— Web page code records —
_____

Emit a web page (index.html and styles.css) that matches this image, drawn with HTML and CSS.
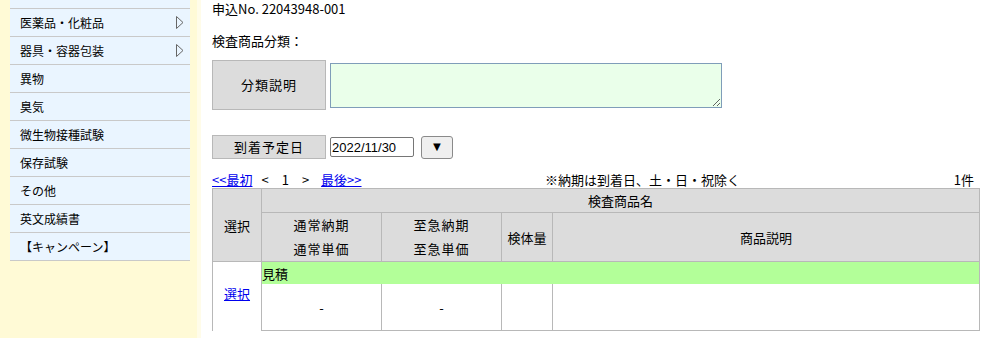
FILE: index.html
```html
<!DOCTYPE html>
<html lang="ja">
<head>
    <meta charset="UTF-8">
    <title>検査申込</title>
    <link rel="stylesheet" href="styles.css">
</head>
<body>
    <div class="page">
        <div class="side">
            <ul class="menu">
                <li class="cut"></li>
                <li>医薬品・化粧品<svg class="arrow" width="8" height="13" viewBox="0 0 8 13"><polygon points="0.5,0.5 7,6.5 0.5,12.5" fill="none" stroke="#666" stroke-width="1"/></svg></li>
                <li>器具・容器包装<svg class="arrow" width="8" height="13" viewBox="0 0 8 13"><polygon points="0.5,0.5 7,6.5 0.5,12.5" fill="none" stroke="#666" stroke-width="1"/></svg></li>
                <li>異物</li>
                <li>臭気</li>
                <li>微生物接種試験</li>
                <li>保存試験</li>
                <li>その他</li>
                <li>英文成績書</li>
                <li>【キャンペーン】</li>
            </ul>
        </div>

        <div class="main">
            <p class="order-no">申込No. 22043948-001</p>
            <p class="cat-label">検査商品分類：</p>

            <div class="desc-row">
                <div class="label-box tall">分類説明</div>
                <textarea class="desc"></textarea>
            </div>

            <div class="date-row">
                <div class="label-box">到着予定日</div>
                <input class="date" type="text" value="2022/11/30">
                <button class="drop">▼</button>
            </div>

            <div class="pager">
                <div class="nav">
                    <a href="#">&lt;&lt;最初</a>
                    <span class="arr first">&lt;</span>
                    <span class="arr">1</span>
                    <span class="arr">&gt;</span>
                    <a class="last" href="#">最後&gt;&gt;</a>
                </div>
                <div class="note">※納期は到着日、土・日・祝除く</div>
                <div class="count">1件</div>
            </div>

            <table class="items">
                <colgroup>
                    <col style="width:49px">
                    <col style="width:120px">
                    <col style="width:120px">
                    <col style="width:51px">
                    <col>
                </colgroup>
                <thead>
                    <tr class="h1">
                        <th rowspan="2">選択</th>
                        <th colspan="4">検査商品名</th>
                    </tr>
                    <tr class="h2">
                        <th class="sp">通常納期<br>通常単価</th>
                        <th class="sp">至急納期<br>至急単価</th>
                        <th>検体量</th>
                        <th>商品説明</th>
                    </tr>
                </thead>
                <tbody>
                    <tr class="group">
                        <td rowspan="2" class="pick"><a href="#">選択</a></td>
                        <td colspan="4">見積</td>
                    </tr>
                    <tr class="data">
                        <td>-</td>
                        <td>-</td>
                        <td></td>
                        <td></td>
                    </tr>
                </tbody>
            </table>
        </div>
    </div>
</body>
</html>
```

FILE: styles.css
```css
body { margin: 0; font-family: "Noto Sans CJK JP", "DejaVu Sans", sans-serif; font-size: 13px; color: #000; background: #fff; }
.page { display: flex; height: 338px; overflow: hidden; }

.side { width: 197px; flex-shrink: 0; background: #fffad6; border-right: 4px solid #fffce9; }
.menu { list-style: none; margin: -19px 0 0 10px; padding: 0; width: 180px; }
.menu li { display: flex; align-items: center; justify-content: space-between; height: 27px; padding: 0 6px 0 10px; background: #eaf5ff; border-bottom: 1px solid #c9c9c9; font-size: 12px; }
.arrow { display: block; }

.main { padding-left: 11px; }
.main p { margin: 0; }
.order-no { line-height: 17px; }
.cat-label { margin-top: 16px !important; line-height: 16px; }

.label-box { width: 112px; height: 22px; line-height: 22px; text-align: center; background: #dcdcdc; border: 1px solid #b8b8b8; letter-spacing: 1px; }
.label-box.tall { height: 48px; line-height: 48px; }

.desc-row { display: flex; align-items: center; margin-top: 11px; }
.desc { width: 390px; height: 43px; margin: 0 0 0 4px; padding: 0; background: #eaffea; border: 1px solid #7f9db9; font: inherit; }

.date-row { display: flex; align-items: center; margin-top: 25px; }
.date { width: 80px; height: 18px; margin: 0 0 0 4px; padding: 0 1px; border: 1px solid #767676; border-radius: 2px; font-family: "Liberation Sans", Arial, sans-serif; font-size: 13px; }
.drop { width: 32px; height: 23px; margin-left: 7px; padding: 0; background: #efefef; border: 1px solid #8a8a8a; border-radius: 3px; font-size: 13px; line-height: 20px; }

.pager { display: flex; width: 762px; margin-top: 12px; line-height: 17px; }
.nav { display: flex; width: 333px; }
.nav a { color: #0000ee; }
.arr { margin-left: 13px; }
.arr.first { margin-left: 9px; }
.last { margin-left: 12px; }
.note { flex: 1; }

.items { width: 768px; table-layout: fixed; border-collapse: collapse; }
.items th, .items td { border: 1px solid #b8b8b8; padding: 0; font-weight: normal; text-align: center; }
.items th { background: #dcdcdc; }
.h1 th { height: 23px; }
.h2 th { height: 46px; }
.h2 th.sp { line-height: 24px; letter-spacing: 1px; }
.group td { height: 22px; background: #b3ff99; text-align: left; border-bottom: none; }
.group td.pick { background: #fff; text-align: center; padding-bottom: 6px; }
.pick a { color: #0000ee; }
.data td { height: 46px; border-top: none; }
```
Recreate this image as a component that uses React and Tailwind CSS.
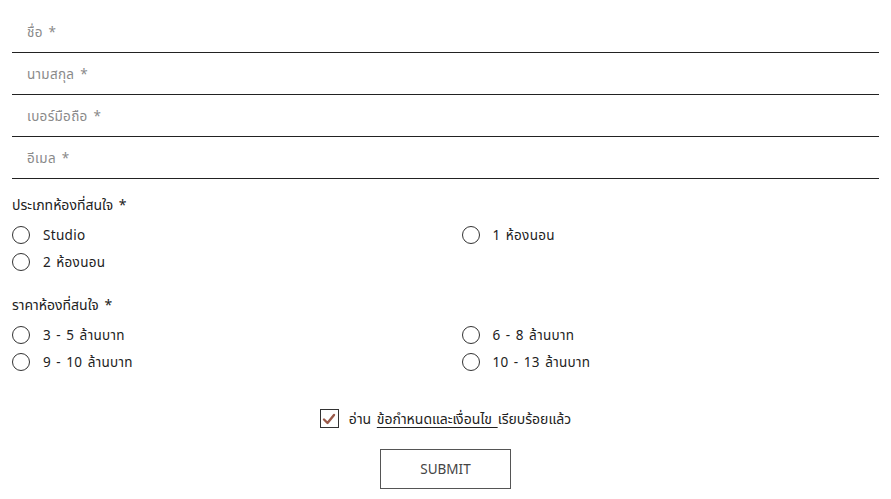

_____

— YOUR OBJECTIVE —
Retype each line of the listing above word for word. Exclude the pictures.

— EXERCISE RESPONSE —
Emit a web page (index.html and styles.css) that matches this image, drawn with HTML and CSS.
FILE: index.html
```html
<!DOCTYPE html>
<html lang="ja">
<head>
    <meta charset="UTF-8">
    <title>検査申込</title>
    <link rel="stylesheet" href="styles.css">
</head>
<body>
    <div class="page">
        <div class="side">
            <ul class="menu">
                <li class="cut"></li>
                <li>医薬品・化粧品<svg class="arrow" width="8" height="13" viewBox="0 0 8 13"><polygon points="0.5,0.5 7,6.5 0.5,12.5" fill="none" stroke="#666" stroke-width="1"/></svg></li>
                <li>器具・容器包装<svg class="arrow" width="8" height="13" viewBox="0 0 8 13"><polygon points="0.5,0.5 7,6.5 0.5,12.5" fill="none" stroke="#666" stroke-width="1"/></svg></li>
                <li>異物</li>
                <li>臭気</li>
                <li>微生物接種試験</li>
                <li>保存試験</li>
                <li>その他</li>
                <li>英文成績書</li>
                <li>【キャンペーン】</li>
            </ul>
        </div>

        <div class="main">
            <p class="order-no">申込No. 22043948-001</p>
            <p class="cat-label">検査商品分類：</p>

            <div class="desc-row">
                <div class="label-box tall">分類説明</div>
                <textarea class="desc"></textarea>
            </div>

            <div class="date-row">
                <div class="label-box">到着予定日</div>
                <input class="date" type="text" value="2022/11/30">
                <button class="drop">▼</button>
            </div>

            <div class="pager">
                <div class="nav">
                    <a href="#">&lt;&lt;最初</a>
                    <span class="arr first">&lt;</span>
                    <span class="arr">1</span>
                    <span class="arr">&gt;</span>
                    <a class="last" href="#">最後&gt;&gt;</a>
                </div>
                <div class="note">※納期は到着日、土・日・祝除く</div>
                <div class="count">1件</div>
            </div>

            <table class="items">
                <colgroup>
                    <col style="width:49px">
                    <col style="width:120px">
                    <col style="width:120px">
                    <col style="width:51px">
                    <col>
                </colgroup>
                <thead>
                    <tr class="h1">
                        <th rowspan="2">選択</th>
                        <th colspan="4">検査商品名</th>
                    </tr>
                    <tr class="h2">
                        <th class="sp">通常納期<br>通常単価</th>
                        <th class="sp">至急納期<br>至急単価</th>
                        <th>検体量</th>
                        <th>商品説明</th>
                    </tr>
                </thead>
                <tbody>
                    <tr class="group">
                        <td rowspan="2" class="pick"><a href="#">選択</a></td>
                        <td colspan="4">見積</td>
                    </tr>
                    <tr class="data">
                        <td>-</td>
                        <td>-</td>
                        <td></td>
                        <td></td>
                    </tr>
                </tbody>
            </table>
        </div>
    </div>
</body>
</html>
```

FILE: styles.css
```css
body { margin: 0; font-family: "Noto Sans CJK JP", "DejaVu Sans", sans-serif; font-size: 13px; color: #000; background: #fff; }
.page { display: flex; height: 338px; overflow: hidden; }

.side { width: 197px; flex-shrink: 0; background: #fffad6; border-right: 4px solid #fffce9; }
.menu { list-style: none; margin: -19px 0 0 10px; padding: 0; width: 180px; }
.menu li { display: flex; align-items: center; justify-content: space-between; height: 27px; padding: 0 6px 0 10px; background: #eaf5ff; border-bottom: 1px solid #c9c9c9; font-size: 12px; }
.arrow { display: block; }

.main { padding-left: 11px; }
.main p { margin: 0; }
.order-no { line-height: 17px; }
.cat-label { margin-top: 16px !important; line-height: 16px; }

.label-box { width: 112px; height: 22px; line-height: 22px; text-align: center; background: #dcdcdc; border: 1px solid #b8b8b8; letter-spacing: 1px; }
.label-box.tall { height: 48px; line-height: 48px; }

.desc-row { display: flex; align-items: center; margin-top: 11px; }
.desc { width: 390px; height: 43px; margin: 0 0 0 4px; padding: 0; background: #eaffea; border: 1px solid #7f9db9; font: inherit; }

.date-row { display: flex; align-items: center; margin-top: 25px; }
.date { width: 80px; height: 18px; margin: 0 0 0 4px; padding: 0 1px; border: 1px solid #767676; border-radius: 2px; font-family: "Liberation Sans", Arial, sans-serif; font-size: 13px; }
.drop { width: 32px; height: 23px; margin-left: 7px; padding: 0; background: #efefef; border: 1px solid #8a8a8a; border-radius: 3px; font-size: 13px; line-height: 20px; }

.pager { display: flex; width: 762px; margin-top: 12px; line-height: 17px; }
.nav { display: flex; width: 333px; }
.nav a { color: #0000ee; }
.arr { margin-left: 13px; }
.arr.first { margin-left: 9px; }
.last { margin-left: 12px; }
.note { flex: 1; }

.items { width: 768px; table-layout: fixed; border-collapse: collapse; }
.items th, .items td { border: 1px solid #b8b8b8; padding: 0; font-weight: normal; text-align: center; }
.items th { background: #dcdcdc; }
.h1 th { height: 23px; }
.h2 th { height: 46px; }
.h2 th.sp { line-height: 24px; letter-spacing: 1px; }
.group td { height: 22px; background: #b3ff99; text-align: left; border-bottom: none; }
.group td.pick { background: #fff; text-align: center; padding-bottom: 6px; }
.pick a { color: #0000ee; }
.data td { height: 46px; border-top: none; }
```
Recreate this image as a component that uses React and Tailwind CSS.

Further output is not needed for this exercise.